Kellum v. Browning's Administrator

Court of Appeals of Kentucky (pre-1976)
1929 Ky. LEXIS 274, 231 Ky. 308, 21 S.W.2d 459 (1929)
ELI5:

Rule of Law:

An express contract required to overcome the presumption that services rendered between close relatives are gratuitous may be a 'contract implied in fact,' which can be proven by conduct and circumstances demonstrating a mutual intention to pay and be paid for the services.


Facts:

  • In 1916, after her husband's death, Mrs. Lena Browning moved into the home of her niece, Mrs. Emma F. Kellum.
  • During the entire time Mrs. Browning lived there, Mrs. Kellum operated a commercial rooming and boarding house for hire.
  • Mrs.

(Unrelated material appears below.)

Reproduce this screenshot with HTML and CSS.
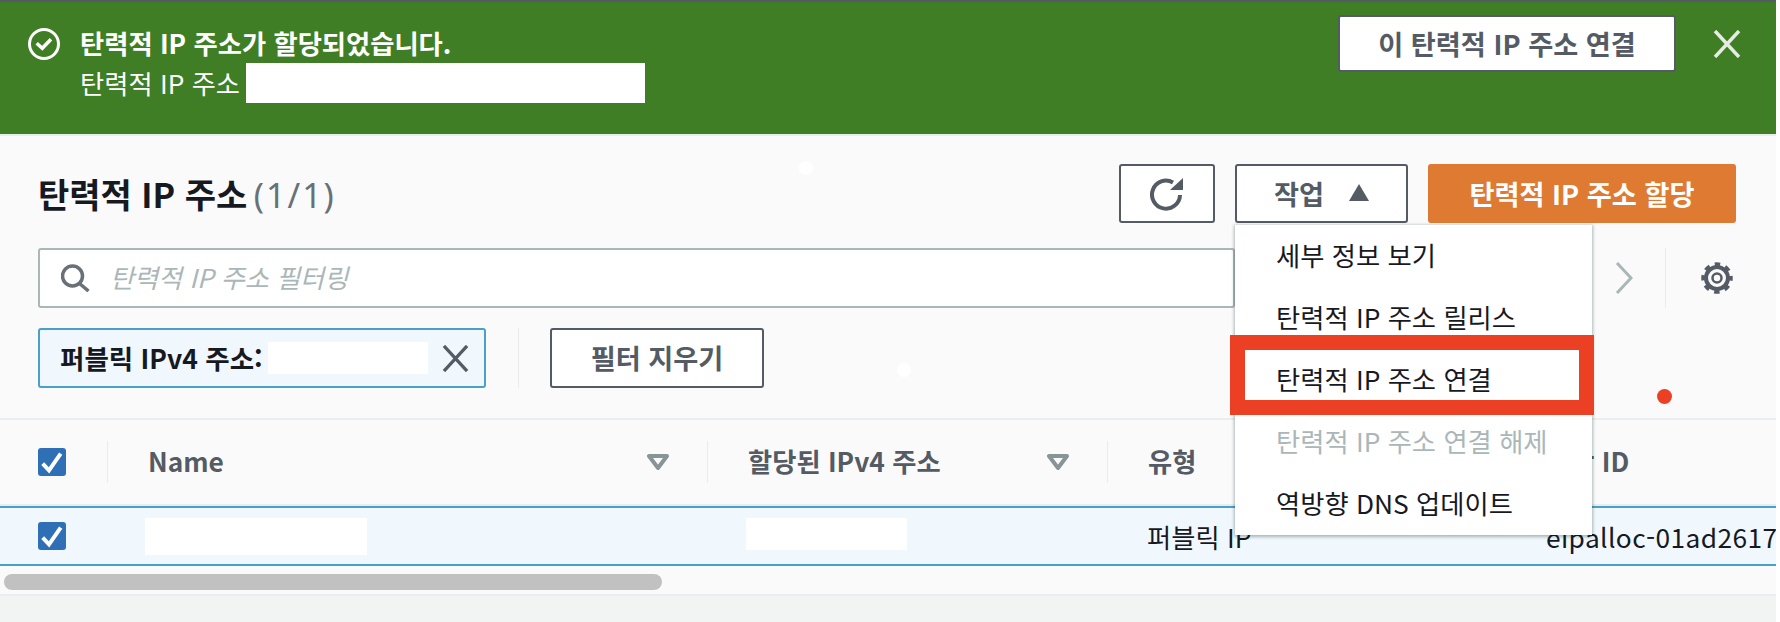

Browning was elderly, crippled, partially paralyzed, and often ill, requiring significant and menial nursing and personal care from Mrs. Kellum.
  • Mrs. Browning lived with Mrs. Kellum almost continuously for nine years until her death in 1925.
  • Over the nine-year period, Mrs. Browning gave Mrs. Kellum numerous checks for small, irregular amounts, with some checks bearing a notation for 'board'.
  • Mrs. Browning's will included a $3,000 bequest to Mrs. Kellum but made no mention of payment for the years of care and lodging.

Procedural Posture:

  • After Mrs. Browning's death, Mrs. Kellum filed a claim with the administrator of the estate for services rendered.
  • The administrator and a master commissioner initially allowed the claim.
  • The estate filed exceptions to the allowance of the claim.
  • The case was tried before a jury on an issue out of chancery (a factual issue sent by an equity court to a jury).
  • At the close of the claimant's (Mrs. Kellum's) evidence, the trial court granted a peremptory instruction, directing the jury to find for the estate.
  • The trial court entered a judgment sustaining the estate's exceptions and denying Mrs. Kellum's claim.
  • Mrs. Kellum, as appellant, appealed the judgment to the Kentucky Court of Appeals.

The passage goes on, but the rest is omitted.